## Requirements
Without the pictures, extract every line from the start of the material to the line containing "const value = 5;", both ends included.

Lines of data
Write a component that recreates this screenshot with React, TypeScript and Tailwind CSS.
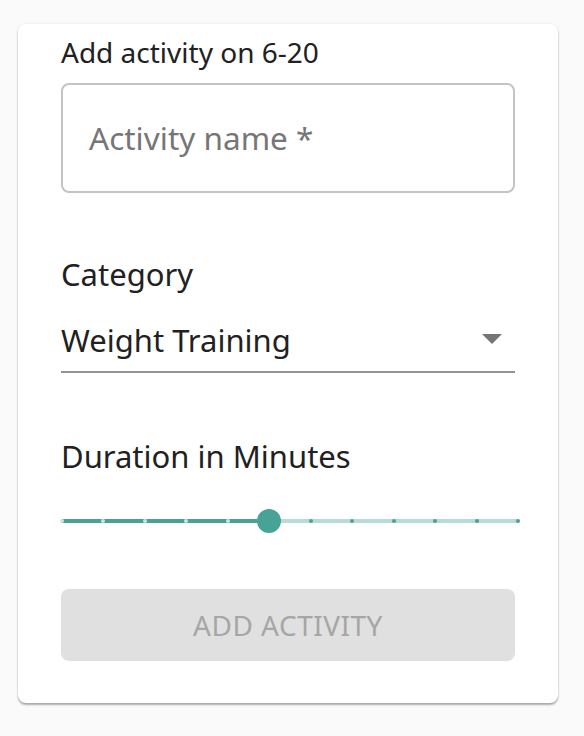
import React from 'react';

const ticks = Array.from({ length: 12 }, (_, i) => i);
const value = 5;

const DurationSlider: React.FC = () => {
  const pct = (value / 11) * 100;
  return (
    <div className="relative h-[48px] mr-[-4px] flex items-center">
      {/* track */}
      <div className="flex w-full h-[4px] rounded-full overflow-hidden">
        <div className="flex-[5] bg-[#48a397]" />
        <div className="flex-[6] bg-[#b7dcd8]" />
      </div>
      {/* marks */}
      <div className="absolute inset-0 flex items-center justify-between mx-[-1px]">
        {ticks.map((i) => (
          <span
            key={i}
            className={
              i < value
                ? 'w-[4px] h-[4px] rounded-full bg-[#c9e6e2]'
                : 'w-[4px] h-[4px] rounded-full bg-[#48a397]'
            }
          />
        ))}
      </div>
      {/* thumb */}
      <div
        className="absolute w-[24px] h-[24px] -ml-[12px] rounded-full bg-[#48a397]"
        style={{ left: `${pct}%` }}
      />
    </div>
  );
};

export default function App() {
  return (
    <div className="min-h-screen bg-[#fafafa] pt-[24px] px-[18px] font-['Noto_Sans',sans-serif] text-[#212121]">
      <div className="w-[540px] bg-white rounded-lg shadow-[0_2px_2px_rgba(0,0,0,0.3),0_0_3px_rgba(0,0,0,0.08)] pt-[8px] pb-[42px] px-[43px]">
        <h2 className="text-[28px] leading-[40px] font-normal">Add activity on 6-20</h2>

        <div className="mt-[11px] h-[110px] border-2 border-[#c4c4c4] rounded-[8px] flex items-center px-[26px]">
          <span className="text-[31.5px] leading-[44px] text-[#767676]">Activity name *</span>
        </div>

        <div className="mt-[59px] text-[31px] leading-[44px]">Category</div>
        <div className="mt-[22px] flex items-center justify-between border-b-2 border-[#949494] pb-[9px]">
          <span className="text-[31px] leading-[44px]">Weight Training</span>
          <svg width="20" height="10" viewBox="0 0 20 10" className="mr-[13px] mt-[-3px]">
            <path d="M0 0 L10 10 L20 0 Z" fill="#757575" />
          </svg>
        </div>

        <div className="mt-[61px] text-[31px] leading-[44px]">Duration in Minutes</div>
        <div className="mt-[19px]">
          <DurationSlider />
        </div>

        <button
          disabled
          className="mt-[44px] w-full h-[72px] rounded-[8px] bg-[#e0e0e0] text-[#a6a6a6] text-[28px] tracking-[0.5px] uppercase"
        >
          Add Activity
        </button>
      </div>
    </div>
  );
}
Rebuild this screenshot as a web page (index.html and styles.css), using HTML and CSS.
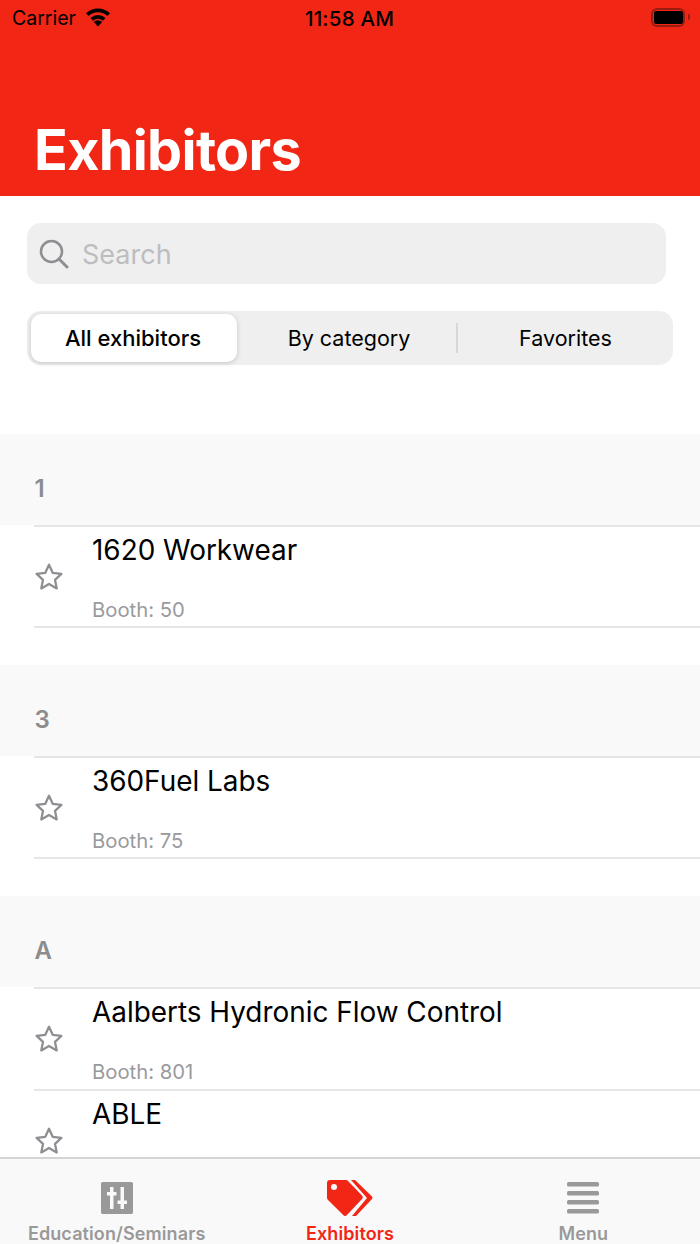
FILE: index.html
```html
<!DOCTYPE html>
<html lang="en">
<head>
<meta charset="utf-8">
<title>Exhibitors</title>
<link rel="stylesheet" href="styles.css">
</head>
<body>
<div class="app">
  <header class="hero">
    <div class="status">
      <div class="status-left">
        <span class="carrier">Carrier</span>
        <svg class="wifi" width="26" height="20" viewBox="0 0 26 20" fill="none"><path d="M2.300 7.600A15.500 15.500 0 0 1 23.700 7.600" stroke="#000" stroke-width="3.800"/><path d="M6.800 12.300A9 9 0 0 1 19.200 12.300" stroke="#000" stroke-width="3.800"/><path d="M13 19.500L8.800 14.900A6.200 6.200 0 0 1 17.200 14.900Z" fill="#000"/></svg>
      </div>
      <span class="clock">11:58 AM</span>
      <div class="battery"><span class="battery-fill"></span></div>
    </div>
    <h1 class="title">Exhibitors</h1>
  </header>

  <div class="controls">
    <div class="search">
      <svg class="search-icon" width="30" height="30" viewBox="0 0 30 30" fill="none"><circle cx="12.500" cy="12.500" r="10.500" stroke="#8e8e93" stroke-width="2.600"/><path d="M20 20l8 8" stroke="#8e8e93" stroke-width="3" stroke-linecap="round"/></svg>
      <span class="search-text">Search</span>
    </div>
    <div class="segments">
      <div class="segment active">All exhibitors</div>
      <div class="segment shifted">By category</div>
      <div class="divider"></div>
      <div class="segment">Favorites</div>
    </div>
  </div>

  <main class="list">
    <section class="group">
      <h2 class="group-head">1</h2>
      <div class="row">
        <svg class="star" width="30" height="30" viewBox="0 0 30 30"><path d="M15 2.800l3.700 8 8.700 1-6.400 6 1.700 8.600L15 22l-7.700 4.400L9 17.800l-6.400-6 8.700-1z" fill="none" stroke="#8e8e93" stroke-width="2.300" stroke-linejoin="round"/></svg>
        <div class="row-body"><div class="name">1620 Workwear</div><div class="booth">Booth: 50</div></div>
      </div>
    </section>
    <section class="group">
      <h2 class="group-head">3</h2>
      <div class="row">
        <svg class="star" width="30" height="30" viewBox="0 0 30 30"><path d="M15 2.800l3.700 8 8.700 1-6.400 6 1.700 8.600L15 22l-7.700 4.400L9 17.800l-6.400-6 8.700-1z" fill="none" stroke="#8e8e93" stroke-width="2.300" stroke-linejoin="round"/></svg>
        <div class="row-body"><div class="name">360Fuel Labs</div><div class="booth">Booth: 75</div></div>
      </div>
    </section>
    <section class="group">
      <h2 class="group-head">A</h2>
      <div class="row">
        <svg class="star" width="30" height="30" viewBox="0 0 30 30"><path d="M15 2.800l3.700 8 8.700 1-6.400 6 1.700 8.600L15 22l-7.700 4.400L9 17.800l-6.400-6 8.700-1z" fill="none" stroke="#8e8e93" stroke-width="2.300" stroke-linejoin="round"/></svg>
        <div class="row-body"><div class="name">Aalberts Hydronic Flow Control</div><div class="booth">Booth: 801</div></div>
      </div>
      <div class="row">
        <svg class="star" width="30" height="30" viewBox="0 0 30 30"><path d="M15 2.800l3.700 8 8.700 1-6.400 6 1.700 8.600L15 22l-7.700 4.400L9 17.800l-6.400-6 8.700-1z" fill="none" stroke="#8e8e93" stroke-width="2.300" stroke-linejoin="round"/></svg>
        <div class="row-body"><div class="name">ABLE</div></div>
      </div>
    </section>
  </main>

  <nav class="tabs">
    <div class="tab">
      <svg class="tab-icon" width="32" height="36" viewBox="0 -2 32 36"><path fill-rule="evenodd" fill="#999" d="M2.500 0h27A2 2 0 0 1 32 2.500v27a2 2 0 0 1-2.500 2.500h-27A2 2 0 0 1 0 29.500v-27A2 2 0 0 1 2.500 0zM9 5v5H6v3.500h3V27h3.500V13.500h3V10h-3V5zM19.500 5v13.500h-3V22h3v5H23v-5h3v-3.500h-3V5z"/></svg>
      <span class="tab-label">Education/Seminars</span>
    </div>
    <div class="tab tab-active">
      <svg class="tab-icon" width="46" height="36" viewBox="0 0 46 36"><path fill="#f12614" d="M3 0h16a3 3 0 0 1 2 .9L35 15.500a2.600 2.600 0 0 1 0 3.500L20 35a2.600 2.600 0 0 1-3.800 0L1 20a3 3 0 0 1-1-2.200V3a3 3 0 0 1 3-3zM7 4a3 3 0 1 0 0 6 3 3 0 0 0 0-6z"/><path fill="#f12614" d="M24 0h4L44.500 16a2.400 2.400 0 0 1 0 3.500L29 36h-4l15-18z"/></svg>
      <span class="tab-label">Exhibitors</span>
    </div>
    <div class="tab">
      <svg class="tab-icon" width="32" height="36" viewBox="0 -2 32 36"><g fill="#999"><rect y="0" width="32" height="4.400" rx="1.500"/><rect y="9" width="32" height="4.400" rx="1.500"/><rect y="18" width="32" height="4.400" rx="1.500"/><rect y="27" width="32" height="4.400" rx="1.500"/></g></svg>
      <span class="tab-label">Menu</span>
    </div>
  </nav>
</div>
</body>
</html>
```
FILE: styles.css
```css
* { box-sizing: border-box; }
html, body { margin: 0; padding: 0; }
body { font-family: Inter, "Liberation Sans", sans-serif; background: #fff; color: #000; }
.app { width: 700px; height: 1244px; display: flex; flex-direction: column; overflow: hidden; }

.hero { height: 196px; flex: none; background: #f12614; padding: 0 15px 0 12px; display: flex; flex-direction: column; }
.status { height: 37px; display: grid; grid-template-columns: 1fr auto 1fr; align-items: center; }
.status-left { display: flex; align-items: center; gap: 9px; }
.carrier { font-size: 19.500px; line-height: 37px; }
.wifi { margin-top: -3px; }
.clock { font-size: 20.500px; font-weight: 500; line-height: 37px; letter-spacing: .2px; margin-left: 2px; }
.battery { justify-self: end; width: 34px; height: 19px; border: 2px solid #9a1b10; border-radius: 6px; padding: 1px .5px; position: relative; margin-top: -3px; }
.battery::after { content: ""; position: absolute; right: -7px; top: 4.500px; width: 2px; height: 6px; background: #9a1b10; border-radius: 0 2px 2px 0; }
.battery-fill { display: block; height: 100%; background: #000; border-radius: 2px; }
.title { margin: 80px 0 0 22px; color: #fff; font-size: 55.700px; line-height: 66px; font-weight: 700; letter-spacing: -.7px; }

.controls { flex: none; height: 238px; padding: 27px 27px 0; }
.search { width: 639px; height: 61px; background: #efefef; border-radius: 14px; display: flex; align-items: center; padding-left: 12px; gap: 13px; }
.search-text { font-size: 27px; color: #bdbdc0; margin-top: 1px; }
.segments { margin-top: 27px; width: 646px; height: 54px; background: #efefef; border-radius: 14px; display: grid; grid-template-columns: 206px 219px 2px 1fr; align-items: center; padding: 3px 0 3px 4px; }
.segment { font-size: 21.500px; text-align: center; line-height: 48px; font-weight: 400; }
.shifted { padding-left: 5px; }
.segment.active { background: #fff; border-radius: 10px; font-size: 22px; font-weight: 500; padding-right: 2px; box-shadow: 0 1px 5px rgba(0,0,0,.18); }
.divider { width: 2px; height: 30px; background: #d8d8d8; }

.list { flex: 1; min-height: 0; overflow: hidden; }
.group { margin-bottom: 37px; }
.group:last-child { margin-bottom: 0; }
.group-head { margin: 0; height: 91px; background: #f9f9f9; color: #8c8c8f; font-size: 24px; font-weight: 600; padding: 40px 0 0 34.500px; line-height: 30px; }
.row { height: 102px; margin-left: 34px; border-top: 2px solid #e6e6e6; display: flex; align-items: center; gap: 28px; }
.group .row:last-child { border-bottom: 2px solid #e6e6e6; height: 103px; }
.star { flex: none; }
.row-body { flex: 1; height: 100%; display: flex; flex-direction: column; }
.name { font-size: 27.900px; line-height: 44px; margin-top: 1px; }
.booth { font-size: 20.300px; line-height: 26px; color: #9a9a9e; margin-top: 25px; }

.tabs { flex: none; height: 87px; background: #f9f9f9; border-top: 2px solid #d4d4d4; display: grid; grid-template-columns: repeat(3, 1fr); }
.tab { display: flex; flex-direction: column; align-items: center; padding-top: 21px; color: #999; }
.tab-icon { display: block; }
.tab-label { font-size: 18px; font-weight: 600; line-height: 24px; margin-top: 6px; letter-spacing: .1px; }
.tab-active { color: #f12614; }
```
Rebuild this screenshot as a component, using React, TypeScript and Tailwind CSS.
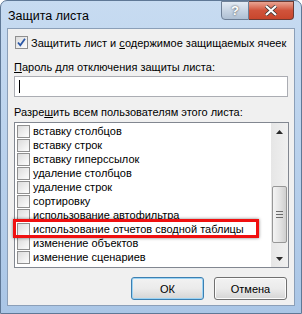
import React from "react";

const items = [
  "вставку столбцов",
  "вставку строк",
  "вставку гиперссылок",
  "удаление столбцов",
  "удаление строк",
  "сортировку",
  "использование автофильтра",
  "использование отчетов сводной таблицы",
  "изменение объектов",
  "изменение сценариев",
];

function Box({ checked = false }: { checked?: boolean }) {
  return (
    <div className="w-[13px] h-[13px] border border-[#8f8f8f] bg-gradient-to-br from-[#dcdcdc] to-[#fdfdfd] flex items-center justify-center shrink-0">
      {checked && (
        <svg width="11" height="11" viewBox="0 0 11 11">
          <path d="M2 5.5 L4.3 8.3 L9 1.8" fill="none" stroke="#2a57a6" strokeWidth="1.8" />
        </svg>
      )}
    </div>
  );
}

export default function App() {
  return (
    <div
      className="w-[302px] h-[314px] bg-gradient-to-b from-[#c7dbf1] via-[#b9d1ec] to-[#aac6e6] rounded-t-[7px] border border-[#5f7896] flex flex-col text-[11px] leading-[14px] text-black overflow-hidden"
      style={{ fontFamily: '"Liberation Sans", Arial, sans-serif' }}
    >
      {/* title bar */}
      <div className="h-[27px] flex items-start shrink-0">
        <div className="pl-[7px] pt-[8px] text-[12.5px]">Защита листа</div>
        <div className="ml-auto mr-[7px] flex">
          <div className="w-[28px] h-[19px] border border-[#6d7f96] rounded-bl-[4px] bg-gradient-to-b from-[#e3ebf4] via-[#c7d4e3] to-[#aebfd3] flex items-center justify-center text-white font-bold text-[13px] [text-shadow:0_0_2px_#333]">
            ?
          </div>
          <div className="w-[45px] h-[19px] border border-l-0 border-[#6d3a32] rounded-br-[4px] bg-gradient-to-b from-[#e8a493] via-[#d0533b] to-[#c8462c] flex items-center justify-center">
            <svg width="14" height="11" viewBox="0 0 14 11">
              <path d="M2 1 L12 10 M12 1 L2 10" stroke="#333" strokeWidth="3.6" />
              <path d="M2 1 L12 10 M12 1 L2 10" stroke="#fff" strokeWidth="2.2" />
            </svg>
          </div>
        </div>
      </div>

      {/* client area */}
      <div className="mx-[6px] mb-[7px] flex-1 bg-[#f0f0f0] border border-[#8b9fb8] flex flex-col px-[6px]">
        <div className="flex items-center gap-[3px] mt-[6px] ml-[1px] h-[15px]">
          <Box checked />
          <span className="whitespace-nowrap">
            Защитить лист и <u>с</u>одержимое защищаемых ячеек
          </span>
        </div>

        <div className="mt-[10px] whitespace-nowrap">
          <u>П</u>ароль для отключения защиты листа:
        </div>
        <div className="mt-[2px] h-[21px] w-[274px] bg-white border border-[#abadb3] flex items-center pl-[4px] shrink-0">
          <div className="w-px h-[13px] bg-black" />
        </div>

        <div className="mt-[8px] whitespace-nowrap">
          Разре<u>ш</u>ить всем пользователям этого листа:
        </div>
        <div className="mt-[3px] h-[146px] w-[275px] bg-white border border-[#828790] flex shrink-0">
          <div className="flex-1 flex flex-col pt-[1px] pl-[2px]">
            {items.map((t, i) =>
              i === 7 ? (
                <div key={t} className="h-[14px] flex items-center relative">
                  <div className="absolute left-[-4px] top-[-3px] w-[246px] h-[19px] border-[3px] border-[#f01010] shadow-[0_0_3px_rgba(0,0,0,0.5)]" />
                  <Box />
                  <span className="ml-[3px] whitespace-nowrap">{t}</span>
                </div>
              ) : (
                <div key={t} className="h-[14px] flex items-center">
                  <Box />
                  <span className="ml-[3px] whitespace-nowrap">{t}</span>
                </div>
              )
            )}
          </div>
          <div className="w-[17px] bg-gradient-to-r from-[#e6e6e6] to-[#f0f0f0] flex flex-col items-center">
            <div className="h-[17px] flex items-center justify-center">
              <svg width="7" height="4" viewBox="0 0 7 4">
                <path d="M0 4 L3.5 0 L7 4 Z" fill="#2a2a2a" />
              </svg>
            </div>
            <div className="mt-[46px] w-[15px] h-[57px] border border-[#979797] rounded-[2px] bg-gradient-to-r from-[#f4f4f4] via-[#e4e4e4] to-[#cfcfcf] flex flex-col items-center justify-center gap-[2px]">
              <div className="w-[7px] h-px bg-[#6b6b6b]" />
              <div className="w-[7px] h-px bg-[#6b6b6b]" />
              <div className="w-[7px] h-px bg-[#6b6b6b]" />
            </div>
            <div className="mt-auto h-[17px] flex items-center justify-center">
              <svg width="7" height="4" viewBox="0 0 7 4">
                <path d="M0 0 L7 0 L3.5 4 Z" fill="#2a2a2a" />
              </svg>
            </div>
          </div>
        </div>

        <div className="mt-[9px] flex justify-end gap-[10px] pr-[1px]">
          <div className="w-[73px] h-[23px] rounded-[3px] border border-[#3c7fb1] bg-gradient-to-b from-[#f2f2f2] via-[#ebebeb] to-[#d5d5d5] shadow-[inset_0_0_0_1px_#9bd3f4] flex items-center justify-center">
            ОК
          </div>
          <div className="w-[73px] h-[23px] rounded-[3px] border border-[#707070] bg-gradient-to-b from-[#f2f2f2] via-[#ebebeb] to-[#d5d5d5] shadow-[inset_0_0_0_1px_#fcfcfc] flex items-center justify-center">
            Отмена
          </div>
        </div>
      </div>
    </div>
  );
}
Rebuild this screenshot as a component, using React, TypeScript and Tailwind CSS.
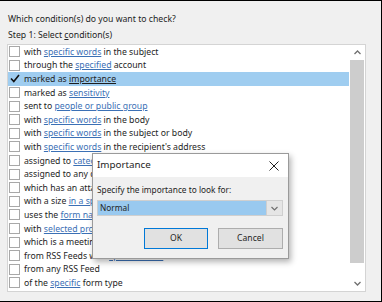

## Solved problem
Write a component that recreates this screenshot with React, TypeScript and Tailwind CSS.
import React from 'react';

const ticks = Array.from({ length: 12 }, (_, i) => i);
const value = 5;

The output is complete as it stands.